Switching from manual to automated patch clamp has helped advance research by Ottosson and the team to develop a new drug for epilepsy. The high throughput of the QPatch II, which can perform up to 48 recordings in parallel, has allowed the team to broaden their research and progress faster. “In purely mathematical terms, the QPatch II is 48 times faster than manual patch clamping, but I think the gain is actually more than that. We can also exchange the solutions at the machine much faster than we could manually.” Ottosson explains.

With the help of ion channel responses from the QPatch II, LiU has succeeded in developing a drug that can prevent epileptic seizures in zebrafish and successfully cross the barrier between blood and brain. “These are two huge steps forward for our research, and we got there by using the QPatch II to select the compounds to use in our studies and the data it generated to support our findings,” Ottosson says.

According to Ottosson, the partnership with Sophion began well before LiU purchased its QPatch II. Application scientists from Sophion helped train LiU staff to use automated patch clamp platforms and prepare them to migrate to the QPatch II. The collaboration occurred under Sophion’s Technology Access Program and included guiding the team through trial recordings and familiarizing them with the instrument.

“Our connection with Sophion really speeded up the process. Being able to attend the Sophion site, do test recordings, and really get to know the technology and data analysis was a big plus,” Ottosson says. “We had one ion channel that was a bit of a ‘diva’, and the application specialists at Sophion helped us enormously to work successfully on it with the QPatch II. I don’t think there’s anyone as good at handling cells as they are.”
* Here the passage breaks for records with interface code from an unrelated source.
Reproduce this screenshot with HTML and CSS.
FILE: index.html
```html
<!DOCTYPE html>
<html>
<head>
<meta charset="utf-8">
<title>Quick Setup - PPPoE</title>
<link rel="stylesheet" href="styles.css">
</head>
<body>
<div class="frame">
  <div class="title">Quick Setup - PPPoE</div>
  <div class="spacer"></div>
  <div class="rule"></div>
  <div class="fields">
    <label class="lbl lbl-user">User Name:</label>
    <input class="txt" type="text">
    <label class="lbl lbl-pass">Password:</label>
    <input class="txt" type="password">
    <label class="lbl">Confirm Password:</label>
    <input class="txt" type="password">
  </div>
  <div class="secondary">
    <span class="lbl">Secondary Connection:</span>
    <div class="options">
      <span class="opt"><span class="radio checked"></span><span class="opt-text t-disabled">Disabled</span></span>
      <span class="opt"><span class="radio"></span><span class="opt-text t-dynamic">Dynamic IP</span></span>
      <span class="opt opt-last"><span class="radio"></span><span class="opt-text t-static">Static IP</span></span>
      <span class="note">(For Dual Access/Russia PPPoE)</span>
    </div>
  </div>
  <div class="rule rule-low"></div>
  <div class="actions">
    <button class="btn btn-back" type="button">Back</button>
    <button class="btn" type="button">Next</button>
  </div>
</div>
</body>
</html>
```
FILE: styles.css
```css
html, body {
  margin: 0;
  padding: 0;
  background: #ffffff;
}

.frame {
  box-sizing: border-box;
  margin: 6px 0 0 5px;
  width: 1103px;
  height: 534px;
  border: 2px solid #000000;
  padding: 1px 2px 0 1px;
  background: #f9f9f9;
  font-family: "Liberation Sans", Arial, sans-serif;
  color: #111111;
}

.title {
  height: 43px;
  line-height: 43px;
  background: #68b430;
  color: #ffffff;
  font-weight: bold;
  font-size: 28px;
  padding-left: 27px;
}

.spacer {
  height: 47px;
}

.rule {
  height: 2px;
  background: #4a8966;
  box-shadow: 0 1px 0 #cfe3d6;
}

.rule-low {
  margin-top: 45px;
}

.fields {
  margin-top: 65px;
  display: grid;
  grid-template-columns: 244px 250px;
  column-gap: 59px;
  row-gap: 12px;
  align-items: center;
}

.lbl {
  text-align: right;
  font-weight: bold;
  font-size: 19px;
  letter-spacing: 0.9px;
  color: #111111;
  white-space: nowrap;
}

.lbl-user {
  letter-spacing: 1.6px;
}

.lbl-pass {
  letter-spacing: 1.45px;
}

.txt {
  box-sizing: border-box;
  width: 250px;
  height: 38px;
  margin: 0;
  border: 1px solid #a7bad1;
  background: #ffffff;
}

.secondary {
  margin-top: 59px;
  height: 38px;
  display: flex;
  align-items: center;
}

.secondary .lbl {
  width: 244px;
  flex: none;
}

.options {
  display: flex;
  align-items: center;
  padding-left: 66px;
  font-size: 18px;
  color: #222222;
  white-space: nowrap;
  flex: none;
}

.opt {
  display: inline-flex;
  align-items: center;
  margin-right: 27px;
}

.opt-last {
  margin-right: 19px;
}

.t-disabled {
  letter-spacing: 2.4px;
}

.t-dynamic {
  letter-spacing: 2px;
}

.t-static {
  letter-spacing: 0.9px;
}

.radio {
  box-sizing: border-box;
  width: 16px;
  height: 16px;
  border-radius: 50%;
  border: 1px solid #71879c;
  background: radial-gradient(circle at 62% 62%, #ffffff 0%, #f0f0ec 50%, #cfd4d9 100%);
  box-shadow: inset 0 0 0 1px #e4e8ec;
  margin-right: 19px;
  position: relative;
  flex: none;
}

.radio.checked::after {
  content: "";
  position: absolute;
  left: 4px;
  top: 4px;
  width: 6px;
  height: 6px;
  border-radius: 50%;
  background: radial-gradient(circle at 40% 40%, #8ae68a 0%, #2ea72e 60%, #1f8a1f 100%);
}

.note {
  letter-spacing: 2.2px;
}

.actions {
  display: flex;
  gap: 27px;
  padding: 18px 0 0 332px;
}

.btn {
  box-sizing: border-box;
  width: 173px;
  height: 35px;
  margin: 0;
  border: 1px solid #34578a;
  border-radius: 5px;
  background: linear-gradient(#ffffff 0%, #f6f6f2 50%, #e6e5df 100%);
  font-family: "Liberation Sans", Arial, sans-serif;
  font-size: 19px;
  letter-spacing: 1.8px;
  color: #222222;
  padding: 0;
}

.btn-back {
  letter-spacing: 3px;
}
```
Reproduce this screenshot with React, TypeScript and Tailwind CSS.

Sophion’s longstanding partnership with cell line manufacturer B’SYS was another advantage, giving LiU access to a ready supply of high-quality cell lines. “Cell lines can be a bit fickle; it’s almost like they have their own personalities,” Ottosson explains. “Even though they may be identical on paper, different suppliers’ cell lines don’t always behave the same. Sophion and B’SYS have the experience of handling that, making things easier for us.”

For LiU, the focus now is on using the QPatch II to make further progress towards a drug for epilepsy. At the same time, Elinder and Ottosson have high hopes for their new core facility. Depending on how demand for the facility’s services develops within Sweden, they may consider adding a QPatch Compact to expand capacity.

Further down the line, they can foresee a day when they might upgrade to a Qube 384. “If you have a very high volume of compounds to test, then the Qube 384 offers you the capacity to handle that,” Elinder says. “Maybe that will be the next step for us. We’ll see!”